The road to legal online gaming in Pennsylvania will evidently stretch into next year. State lawmakers last week passed several amendments to HB 649, the bill establishing a full slate of legal online games which cleared the state House Gaming Oversight Committee last month, but delayed a full House vote on the measure indefinitely.
Staff members of State Rep. John Payne, the gaming committee chairman who is sponsoring the bill, told Card Player magazine that the full House will not vote on the measure this year, but that he will reintroduce it and bring it back up for a vote in the spring.
Meanwhile, it now seems unlikely online gaming will be legalized as an amendment to the state budget as the leaders of the House Republican majority had hoped. As lawmakers in both chambers continue to struggle to pass a budget for 2016, the latest House amendment that added online gaming to the omnibus budget bill has received no support in the Senate.
In any event, the budget route to legalization would skip debate over details of an online gaming program, simply legalizing the activity. Enabling legislation setting out the details of online gaming would still be left for next year’s session.
The House bill actually had been set for a vote last Thursday, but House leaders canceled the vote after four amendments were tacked on and passed during debate.
The amendments included a controversial plan to authorize up to five video gaming terminals to be placed in taverns, private clubs and other venues with liquor licenses. Lawmakers say that could add nearly $200 million in revenue to the budget proposal. Another amendment would allow Pennsylvania airports to install multi-use computer terminals offering interactive casino games to ticketed passengers.

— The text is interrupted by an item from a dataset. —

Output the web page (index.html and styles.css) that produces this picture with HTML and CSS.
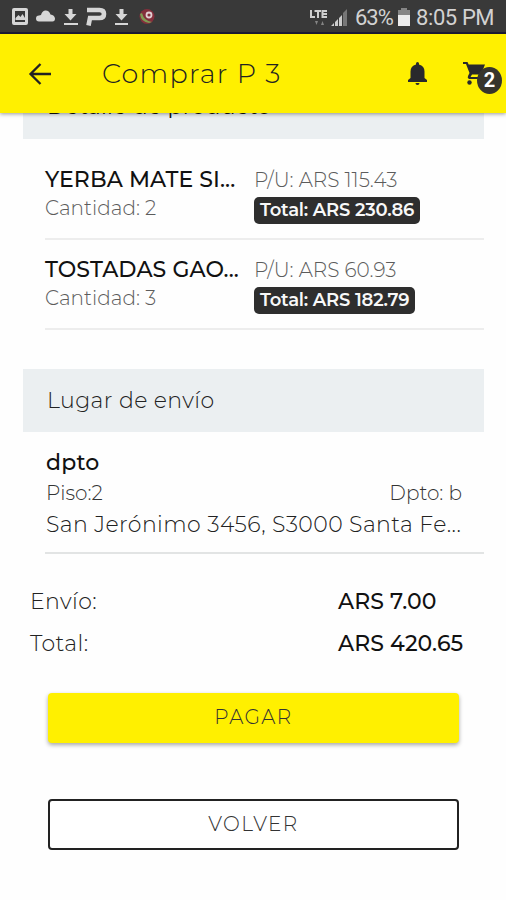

It is widely believed that the Senate will not approve the bill as amended, because of pushback from the 12 current land-based casino licensees to new competition.
“The casinos—all 12 of them—strongly oppose the (VGT) amendment, which means that as long as that amendment forms part of the bill, the casinos will lobby to overhaul or, if necessary, to kill the measure,” Gambling Compliance Research Director Chris Krafcik told Casino City Times. “In my opinion, there is simply no way legislation as ambitious and wide-ranging as this passes without support from the casinos.”

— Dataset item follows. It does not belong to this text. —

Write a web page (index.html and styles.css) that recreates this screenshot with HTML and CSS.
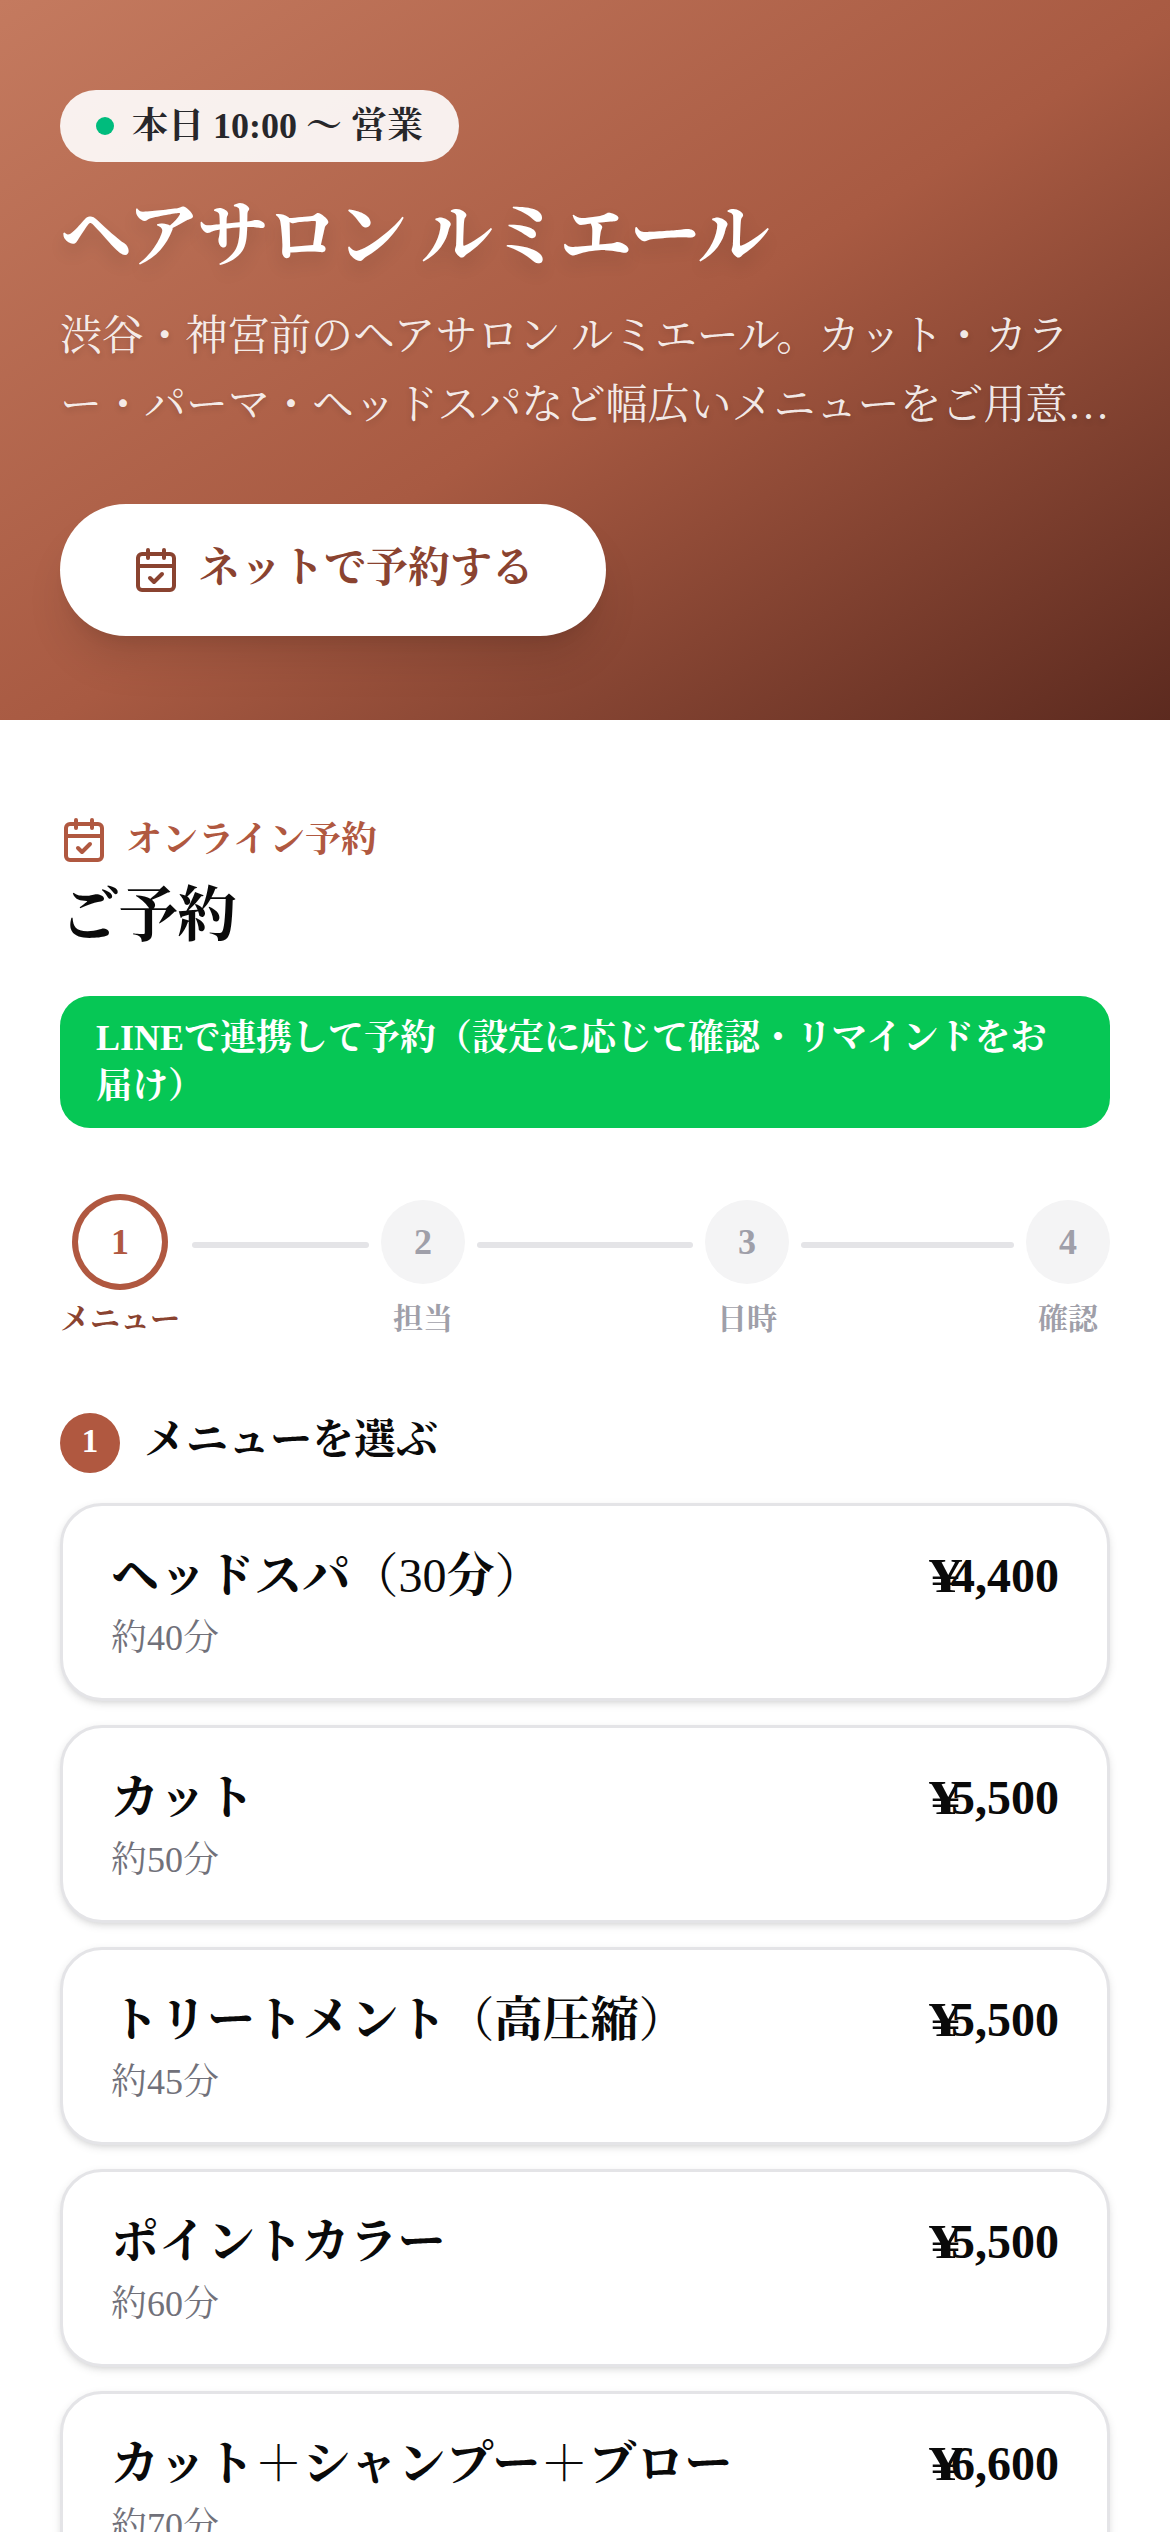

Executives of those casinos, in fact, sent an email to lawmakers, obtained by Casino City Times, strongly opposing the amendment.
“VGTs will harm commonwealth gaming tax revenue and casino employees, (as well as) local communities and businesses and gaming patrons, and undermine public protection,” the email said. “We again urge the General Assembly to reject any and all legislative initiatives authorizing VGTs in bars and taverns. We note that rejection of VGTs is squarely in the public interest inasmuch as the commonwealth is a 55 percent partner in our casinos’ slots revenue, and such revenue supports multiple public causes at the state, county and local levels.”
During debate, some House members criticized what they called “mistruths” in the email, such as a claim that revenues of the original nine Illinois casinos have fallen 43 percent since VGTs were introduced in 2009.
“They are inferring that VGTs did this to them, and that couldn’t be further from the truth,” said Rep. William Kortz, noting the 2008 smoking ban, the national recession that began in earnest that year, and the opening of a 10th casino in 2010. “They failed to mention all of these facts,” Kortz said. “Shame on them.”
Sponsor Payne told the publication he is simply pleased online gaming legislation is still on the chamber’s agenda. “Right now we’re just happy the bill is still alive, because there have been many times during this entire process when we were told that the gambling bill was dead,” he said.
“The Speaker indicated that the amendments had to go on the bill or it wasn’t moving, so the VGTs had to be part of the process. Whether or not that’s a good or bad thing, we’ll find out when we get out of second (committee).”